Sex and romance have a complicated relationship. On the one hand, they seem deeply interconnected. A desire to have sex with someone may mean that you love them, just as, when you love someone, you may want to have sex with them. Realistically, that’s as connected as they actually are, though. Sometimes things just don’t add up the way we want them to.
For most women, sex isn’t necessarily the deciding factor in their relationships. It can definitely be a tie-breaker, so to speak. A woman whose partner is average, for example, might allow the scales to tip towards breaking up if her partner isn’t good in bed.
Generally speaking, unless the relationship is built primarily on the idea of sex, I choose to put a pretty low priority on sex. (And, if the relationship is built on sex, that means the sex is pretty good.) Understandably, some of my partners who have had higher sex drives than I do have been less than thrilled about it. The ones who had lower sex drives than I did seemed to like that I kept the pressure at bay. Really, your personal experience will revolve around a number of factors. The following should provide a pretty strong idea of which situations are worth working through.
If she’s inexperienced – no.
One of the great things about sex is that you get better with practice. (Usually.) If your girlfriend is willing to put forth the effort to learn how to be better, it’s usually worth giving her a chance to show it. Most women who have made the decision to have sex at this point in their life are willing to take on the challenge. This can be especially true if it means their partner is more satisfied.
By communicating with your partner while you two are being intimate, you can help “coach” her to do better. It might seem like a lot of work, but if she’s willing and eager to learn, it’s generally not that hard to pick up on. Tell her some of the things you do that seem to get her motor running, and advise her to try them with you!
If you have different sex drives – maybe.
While sexual compatibility shouldn’t be the only factor in a healthy romantic relationship, it is a factor. Sometimes, it might just be a matter of compromising. When one of you wants sex once per week, and the other wants sex daily, you can try for around 2-3 times a week to help “split the difference”. In most situations, this will be difficult, but not impossible. Both partners are equally responsible for making it work.
However, when sex drives are very different, it might not be possible to find a compromise. Sometimes one partner has a very high demand for sex and the other simply cannot meet those demands. The one who wants it less should not be pressured into having sex more often. But the one who wants it more might not find it fair that she should have to go without. In these cases, it may be necessary for the two of you to see other people.
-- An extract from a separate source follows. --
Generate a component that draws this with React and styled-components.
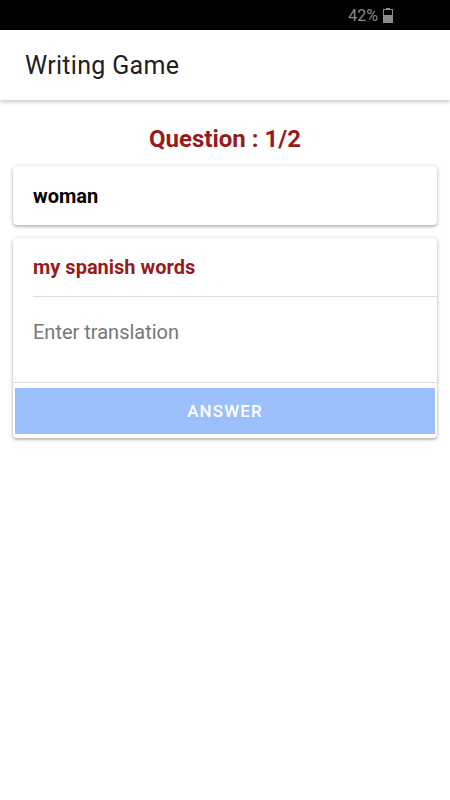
import React from 'react'
import styled, { createGlobalStyle } from 'styled-components'

const GlobalStyle = createGlobalStyle`
  html, body {
    margin: 0;
    padding: 0;
    background: #ffffff;
    font-family: Roboto, "Noto Sans", sans-serif;
  }
  * { box-sizing: border-box; }
`

const Screen = styled.div`
  width: 450px;
  height: 800px;
  display: flex;
  flex-direction: column;
  background: #ffffff;
`

const StatusBar = styled.div`
  height: 30px;
  background: #000000;
  display: flex;
  align-items: center;
  justify-content: flex-end;
  gap: 5px;
  padding-right: 57px;
  color: #8c8c8c;
  font-size: 16px;
`

const Battery = () => (
  <svg width="10" height="15" viewBox="0 0 10 15">
    <rect x="3" y="0" width="4" height="2" fill="#8c8c8c" />
    <rect x="0.5" y="1.5" width="9" height="13" fill="none" stroke="#8c8c8c" />
    <rect x="1" y="7" width="8" height="7.5" fill="#8c8c8c" />
  </svg>
)

const AppBar = styled.header`
  height: 70px;
  display: flex;
  align-items: center;
  padding-left: 25px;
  background: #ffffff;
  box-shadow: 0 2px 4px rgba(0, 0, 0, 0.22);
  position: relative;
  z-index: 1;
`

const AppTitle = styled.h1`
  margin: 0;
  font-size: 25px;
  font-weight: 400;
  color: #212121;
  letter-spacing: 0.3px;
`

const Content = styled.main`
  display: flex;
  flex-direction: column;
  padding: 23px 13px 0;
`

const Question = styled.div`
  text-align: center;
  color: #981b1c;
  font-size: 24px;
  font-weight: 700;
  line-height: 32px;
  margin-bottom: 11px;
`

const Card = styled.section`
  background: #ffffff;
  border-radius: 4px;
  box-shadow: 0 1px 4px rgba(0, 0, 0, 0.25), 0 2px 2px rgba(0, 0, 0, 0.12);
  margin-bottom: ${p => p.$gap || 0}px;
  overflow: hidden;
`

const Word = styled.div`
  height: 59px;
  display: flex;
  align-items: center;
  padding-left: 20px;
  font-size: 20px;
  font-weight: 700;
  color: #000000;
`

const Field = styled.div`
  padding-left: 20px;
`

const Label = styled.div`
  height: 59px;
  display: flex;
  align-items: center;
  font-size: 20px;
  font-weight: 700;
  color: #981b1c;
  border-bottom: 1px solid #dddddd;
`

const Input = styled.input`
  display: block;
  width: 100%;
  height: 85px;
  border: none;
  outline: none;
  padding: 0 0 16px;
  font-family: Roboto, sans-serif;
  font-size: 20px;
  color: #333333;
  background: transparent;
  &::placeholder {
    color: #777777;
  }
`

const Footer = styled.div`
  border-top: 1px solid #dddddd;
  padding: 5px 2px 4px;
`

const AnswerButton = styled.button`
  width: 100%;
  height: 46px;
  border: none;
  background: #9cc0fc;
  color: #ffffff;
  font-family: Roboto, sans-serif;
  font-size: 17px;
  font-weight: 500;
  letter-spacing: 1.1px;
`

export default function App() {
  return (
    <>
      <GlobalStyle />
      <Screen>
        <StatusBar>
          <span>42%</span>
          <Battery />
        </StatusBar>
        <AppBar>
          <AppTitle>Writing Game</AppTitle>
        </AppBar>
        <Content>
          <Question>Question : 1/2</Question>
          <Card $gap={13}>
            <Word>woman</Word>
          </Card>
          <Card>
            <Field>
              <Label>my spanish words</Label>
              <Input placeholder="Enter translation" />
            </Field>
            <Footer>
              <AnswerButton>ANSWER</AnswerButton>
            </Footer>
          </Card>
        </Content>
      </Screen>
    </>
  )
}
Some difficulties arising from a difference in sex drive can be solved with an open relationship. If the two of you are both willing to pursue that type of a relationship, it can be quite fulfilling. Not everyone can handle the idea, so keep this in mind when you bring it up. There are inherent risks of jealousy and insecurities. There are even potentially even more serious risks, such as STDs, or unplanned pregnancies if there is man involved. This will probably not be a brief conversation, so make sure you go into it prepared!
If she’s simply selfish – yes.
If your partner refuses to acknowledge that there is a problem with your sex life, the sex is not going to get better. It is literally impossible for a relationship to be fixed solely by a single party. If any of your arguments, disagreements, or anything are met with an unwillingness to cooperate… Walk away.
Sexual selfishness and romantic selfishness are not always interconnected, but an inability to compromise is a sign of narcissism. Many narcissistic individuals are able to overcome the manifestations through counseling. But if she’s not ready to make the effort, the relationship will never make either of you happy.
Keep in mind that there’s no guarantee that she won’t improve in the future. We strongly believe that it is possible that people can learn the error of their ways and make positive changes in their life. But they must make those decisions on their own. If she approaches you in the future, and it seems that she has handled her narcissistic behavior (or at least she’s trying), you may be able to start over. Just keep your expectations fair and your guard up. Someone doesn’t change because you want them to. You should know that her changes may have been superficial.
When in doubt, talk it out.
There are very few relationship problems that you can’t handle with an honest conversation. The talk you have with your partner should be far more important than anything I’ll be able to tell you. Plus, you will be able to judge her nonverbal communication in response to your concerns.
Use your best judgment, and think of your own long-term plans – how important is it that she be in them?